§ **Written instruction**: Please write the listing below out again exactly, leaving every picture behind.

§ **Source data**:
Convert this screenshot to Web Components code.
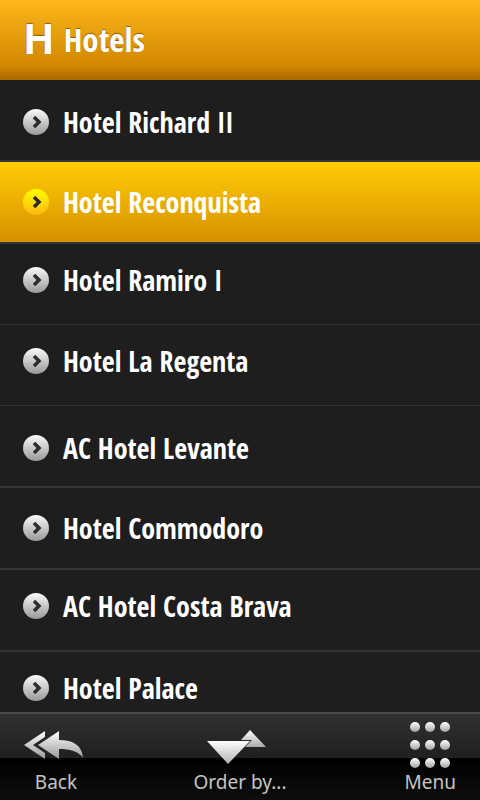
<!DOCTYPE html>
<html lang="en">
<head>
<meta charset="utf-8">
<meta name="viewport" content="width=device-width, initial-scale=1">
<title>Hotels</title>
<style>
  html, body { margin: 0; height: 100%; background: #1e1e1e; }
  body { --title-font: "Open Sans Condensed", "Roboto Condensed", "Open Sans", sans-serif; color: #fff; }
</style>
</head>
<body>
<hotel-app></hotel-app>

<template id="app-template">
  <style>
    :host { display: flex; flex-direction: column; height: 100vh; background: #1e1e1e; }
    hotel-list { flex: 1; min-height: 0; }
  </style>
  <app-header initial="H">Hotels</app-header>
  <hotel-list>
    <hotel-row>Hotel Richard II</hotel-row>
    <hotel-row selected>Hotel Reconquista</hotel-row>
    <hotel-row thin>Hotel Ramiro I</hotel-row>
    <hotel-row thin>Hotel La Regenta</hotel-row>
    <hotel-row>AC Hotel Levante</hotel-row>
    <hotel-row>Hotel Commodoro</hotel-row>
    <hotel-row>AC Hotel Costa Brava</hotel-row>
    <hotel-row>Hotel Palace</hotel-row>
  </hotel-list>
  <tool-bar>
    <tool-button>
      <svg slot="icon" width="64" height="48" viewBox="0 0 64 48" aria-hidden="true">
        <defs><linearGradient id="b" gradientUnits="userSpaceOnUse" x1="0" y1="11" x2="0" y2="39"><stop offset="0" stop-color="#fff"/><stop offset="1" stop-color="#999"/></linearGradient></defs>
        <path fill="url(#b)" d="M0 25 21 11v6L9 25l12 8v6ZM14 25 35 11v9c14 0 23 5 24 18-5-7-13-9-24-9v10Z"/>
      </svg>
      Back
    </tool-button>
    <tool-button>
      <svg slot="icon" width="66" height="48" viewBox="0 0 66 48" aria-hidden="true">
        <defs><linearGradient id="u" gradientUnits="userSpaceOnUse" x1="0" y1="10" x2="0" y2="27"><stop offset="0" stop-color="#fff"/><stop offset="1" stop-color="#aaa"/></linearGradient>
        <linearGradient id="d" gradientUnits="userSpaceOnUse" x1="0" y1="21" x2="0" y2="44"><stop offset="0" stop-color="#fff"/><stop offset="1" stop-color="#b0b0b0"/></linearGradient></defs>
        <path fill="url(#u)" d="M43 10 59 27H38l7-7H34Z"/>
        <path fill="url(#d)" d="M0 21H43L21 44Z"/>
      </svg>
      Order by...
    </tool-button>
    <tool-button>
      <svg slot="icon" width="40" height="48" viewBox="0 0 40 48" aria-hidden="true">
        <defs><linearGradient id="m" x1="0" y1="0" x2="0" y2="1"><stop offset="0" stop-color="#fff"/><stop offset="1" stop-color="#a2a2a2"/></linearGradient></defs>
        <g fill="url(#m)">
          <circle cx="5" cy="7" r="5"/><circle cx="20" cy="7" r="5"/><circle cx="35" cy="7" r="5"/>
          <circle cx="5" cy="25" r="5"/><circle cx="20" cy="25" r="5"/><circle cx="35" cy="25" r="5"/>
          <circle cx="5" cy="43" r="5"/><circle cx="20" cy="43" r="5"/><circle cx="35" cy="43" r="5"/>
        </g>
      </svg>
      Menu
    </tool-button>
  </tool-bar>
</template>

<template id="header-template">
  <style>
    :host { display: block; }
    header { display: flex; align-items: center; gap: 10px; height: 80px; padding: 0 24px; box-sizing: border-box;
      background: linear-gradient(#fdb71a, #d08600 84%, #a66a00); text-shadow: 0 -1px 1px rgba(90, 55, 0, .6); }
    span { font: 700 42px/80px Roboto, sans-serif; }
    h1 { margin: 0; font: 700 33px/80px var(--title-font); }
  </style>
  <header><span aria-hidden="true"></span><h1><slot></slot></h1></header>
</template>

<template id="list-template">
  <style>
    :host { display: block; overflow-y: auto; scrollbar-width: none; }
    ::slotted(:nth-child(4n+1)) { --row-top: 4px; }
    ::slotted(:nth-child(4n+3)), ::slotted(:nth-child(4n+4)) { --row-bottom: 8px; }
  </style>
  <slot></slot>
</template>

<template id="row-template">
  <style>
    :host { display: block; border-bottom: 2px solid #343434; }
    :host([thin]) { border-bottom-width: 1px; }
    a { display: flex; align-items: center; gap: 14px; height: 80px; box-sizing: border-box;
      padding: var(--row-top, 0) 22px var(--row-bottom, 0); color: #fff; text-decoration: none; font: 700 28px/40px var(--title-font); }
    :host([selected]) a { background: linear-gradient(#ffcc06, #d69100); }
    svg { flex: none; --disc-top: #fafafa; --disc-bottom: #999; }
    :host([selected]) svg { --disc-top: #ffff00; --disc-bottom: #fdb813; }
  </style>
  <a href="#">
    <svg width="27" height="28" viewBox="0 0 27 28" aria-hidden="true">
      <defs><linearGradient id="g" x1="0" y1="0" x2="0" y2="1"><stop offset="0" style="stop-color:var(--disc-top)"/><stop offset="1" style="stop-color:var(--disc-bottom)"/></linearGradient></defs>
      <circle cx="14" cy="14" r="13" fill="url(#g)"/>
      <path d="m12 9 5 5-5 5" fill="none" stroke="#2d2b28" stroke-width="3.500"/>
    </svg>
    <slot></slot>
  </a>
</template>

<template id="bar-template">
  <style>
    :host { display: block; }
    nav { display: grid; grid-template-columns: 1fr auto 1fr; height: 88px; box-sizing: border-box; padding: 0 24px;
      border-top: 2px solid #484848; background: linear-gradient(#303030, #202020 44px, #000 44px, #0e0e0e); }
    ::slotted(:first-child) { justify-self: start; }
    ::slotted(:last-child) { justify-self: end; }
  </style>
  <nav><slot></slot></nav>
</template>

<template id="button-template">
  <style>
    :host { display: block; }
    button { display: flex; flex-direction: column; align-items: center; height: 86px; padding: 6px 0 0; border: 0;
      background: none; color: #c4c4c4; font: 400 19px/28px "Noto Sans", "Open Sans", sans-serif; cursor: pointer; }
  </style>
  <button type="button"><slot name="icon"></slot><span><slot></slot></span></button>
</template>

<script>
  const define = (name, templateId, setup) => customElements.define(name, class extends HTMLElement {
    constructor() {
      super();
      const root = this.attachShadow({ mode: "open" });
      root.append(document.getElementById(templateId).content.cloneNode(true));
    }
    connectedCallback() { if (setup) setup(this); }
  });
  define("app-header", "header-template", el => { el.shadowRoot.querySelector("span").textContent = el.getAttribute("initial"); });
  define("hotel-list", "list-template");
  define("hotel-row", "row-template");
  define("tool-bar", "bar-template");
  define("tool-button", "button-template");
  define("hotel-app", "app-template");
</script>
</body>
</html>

§ **Exercise response**:
Convert this screenshot to Web Components code.
<!DOCTYPE html>
<html lang="en">
<head>
<meta charset="utf-8">
<meta name="viewport" content="width=device-width, initial-scale=1">
<title>Hotels</title>
<style>
  html, body { margin: 0; height: 100%; background: #1e1e1e; }
  body { --title-font: "Open Sans Condensed", "Roboto Condensed", "Open Sans", sans-serif; color: #fff; }
</style>
</head>
<body>
<hotel-app></hotel-app>

<template id="app-template">
  <style>
    :host { display: flex; flex-direction: column; height: 100vh; background: #1e1e1e; }
    hotel-list { flex: 1; min-height: 0; }
  </style>
  <app-header initial="H">Hotels</app-header>
  <hotel-list>
    <hotel-row>Hotel Richard II</hotel-row>
    <hotel-row selected>Hotel Reconquista</hotel-row>
    <hotel-row thin>Hotel Ramiro I</hotel-row>
    <hotel-row thin>Hotel La Regenta</hotel-row>
    <hotel-row>AC Hotel Levante</hotel-row>
    <hotel-row>Hotel Commodoro</hotel-row>
    <hotel-row>AC Hotel Costa Brava</hotel-row>
    <hotel-row>Hotel Palace</hotel-row>
  </hotel-list>
  <tool-bar>
    <tool-button>
      <svg slot="icon" width="64" height="48" viewBox="0 0 64 48" aria-hidden="true">
        <defs><linearGradient id="b" gradientUnits="userSpaceOnUse" x1="0" y1="11" x2="0" y2="39"><stop offset="0" stop-color="#fff"/><stop offset="1" stop-color="#999"/></linearGradient></defs>
        <path fill="url(#b)" d="M0 25 21 11v6L9 25l12 8v6ZM14 25 35 11v9c14 0 23 5 24 18-5-7-13-9-24-9v10Z"/>
      </svg>
      Back
    </tool-button>
    <tool-button>
      <svg slot="icon" width="66" height="48" viewBox="0 0 66 48" aria-hidden="true">
        <defs><linearGradient id="u" gradientUnits="userSpaceOnUse" x1="0" y1="10" x2="0" y2="27"><stop offset="0" stop-color="#fff"/><stop offset="1" stop-color="#aaa"/></linearGradient>
        <linearGradient id="d" gradientUnits="userSpaceOnUse" x1="0" y1="21" x2="0" y2="44"><stop offset="0" stop-color="#fff"/><stop offset="1" stop-color="#b0b0b0"/></linearGradient></defs>
        <path fill="url(#u)" d="M43 10 59 27H38l7-7H34Z"/>
        <path fill="url(#d)" d="M0 21H43L21 44Z"/>
      </svg>
      Order by...
    </tool-button>
    <tool-button>
      <svg slot="icon" width="40" height="48" viewBox="0 0 40 48" aria-hidden="true">
        <defs><linearGradient id="m" x1="0" y1="0" x2="0" y2="1"><stop offset="0" stop-color="#fff"/><stop offset="1" stop-color="#a2a2a2"/></linearGradient></defs>
        <g fill="url(#m)">
          <circle cx="5" cy="7" r="5"/><circle cx="20" cy="7" r="5"/><circle cx="35" cy="7" r="5"/>
          <circle cx="5" cy="25" r="5"/><circle cx="20" cy="25" r="5"/><circle cx="35" cy="25" r="5"/>
          <circle cx="5" cy="43" r="5"/><circle cx="20" cy="43" r="5"/><circle cx="35" cy="43" r="5"/>
        </g>
      </svg>
      Menu
    </tool-button>
  </tool-bar>
</template>

<template id="header-template">
  <style>
    :host { display: block; }
    header { display: flex; align-items: center; gap: 10px; height: 80px; padding: 0 24px; box-sizing: border-box;
      background: linear-gradient(#fdb71a, #d08600 84%, #a66a00); text-shadow: 0 -1px 1px rgba(90, 55, 0, .6); }
    span { font: 700 42px/80px Roboto, sans-serif; }
    h1 { margin: 0; font: 700 33px/80px var(--title-font); }
  </style>
  <header><span aria-hidden="true"></span><h1><slot></slot></h1></header>
</template>

<template id="list-template">
  <style>
    :host { display: block; overflow-y: auto; scrollbar-width: none; }
    ::slotted(:nth-child(4n+1)) { --row-top: 4px; }
    ::slotted(:nth-child(4n+3)), ::slotted(:nth-child(4n+4)) { --row-bottom: 8px; }
  </style>
  <slot></slot>
</template>

<template id="row-template">
  <style>
    :host { display: block; border-bottom: 2px solid #343434; }
    :host([thin]) { border-bottom-width: 1px; }
    a { display: flex; align-items: center; gap: 14px; height: 80px; box-sizing: border-box;
      padding: var(--row-top, 0) 22px var(--row-bottom, 0); color: #fff; text-decoration: none; font: 700 28px/40px var(--title-font); }
    :host([selected]) a { background: linear-gradient(#ffcc06, #d69100); }
    svg { flex: none; --disc-top: #fafafa; --disc-bottom: #999; }
    :host([selected]) svg { --disc-top: #ffff00; --disc-bottom: #fdb813; }
  </style>
  <a href="#">
    <svg width="27" height="28" viewBox="0 0 27 28" aria-hidden="true">
      <defs><linearGradient id="g" x1="0" y1="0" x2="0" y2="1"><stop offset="0" style="stop-color:var(--disc-top)"/><stop offset="1" style="stop-color:var(--disc-bottom)"/></linearGradient></defs>
      <circle cx="14" cy="14" r="13" fill="url(#g)"/>
      <path d="m12 9 5 5-5 5" fill="none" stroke="#2d2b28" stroke-width="3.500"/>
    </svg>
    <slot></slot>
  </a>
</template>

<template id="bar-template">
  <style>
    :host { display: block; }
    nav { display: grid; grid-template-columns: 1fr auto 1fr; height: 88px; box-sizing: border-box; padding: 0 24px;
      border-top: 2px solid #484848; background: linear-gradient(#303030, #202020 44px, #000 44px, #0e0e0e); }
    ::slotted(:first-child) { justify-self: start; }
    ::slotted(:last-child) { justify-self: end; }
  </style>
  <nav><slot></slot></nav>
</template>

<template id="button-template">
  <style>
    :host { display: block; }
    button { display: flex; flex-direction: column; align-items: center; height: 86px; padding: 6px 0 0; border: 0;
      background: none; color: #c4c4c4; font: 400 19px/28px "Noto Sans", "Open Sans", sans-serif; cursor: pointer; }
  </style>
  <button type="button"><slot name="icon"></slot><span><slot></slot></span></button>
</template>

<script>
  const define = (name, templateId, setup) => customElements.define(name, class extends HTMLElement {
    constructor() {
      super();
      const root = this.attachShadow({ mode: "open" });
      root.append(document.getElementById(templateId).content.cloneNode(true));
    }
    connectedCallback() { if (setup) setup(this); }
  });
  define("app-header", "header-template", el => { el.shadowRoot.querySelector("span").textContent = el.getAttribute("initial"); });
  define("hotel-list", "list-template");
  define("hotel-row", "row-template");
  define("tool-bar", "bar-template");
  define("tool-button", "button-template");
  define("hotel-app", "app-template");
</script>
</body>
</html>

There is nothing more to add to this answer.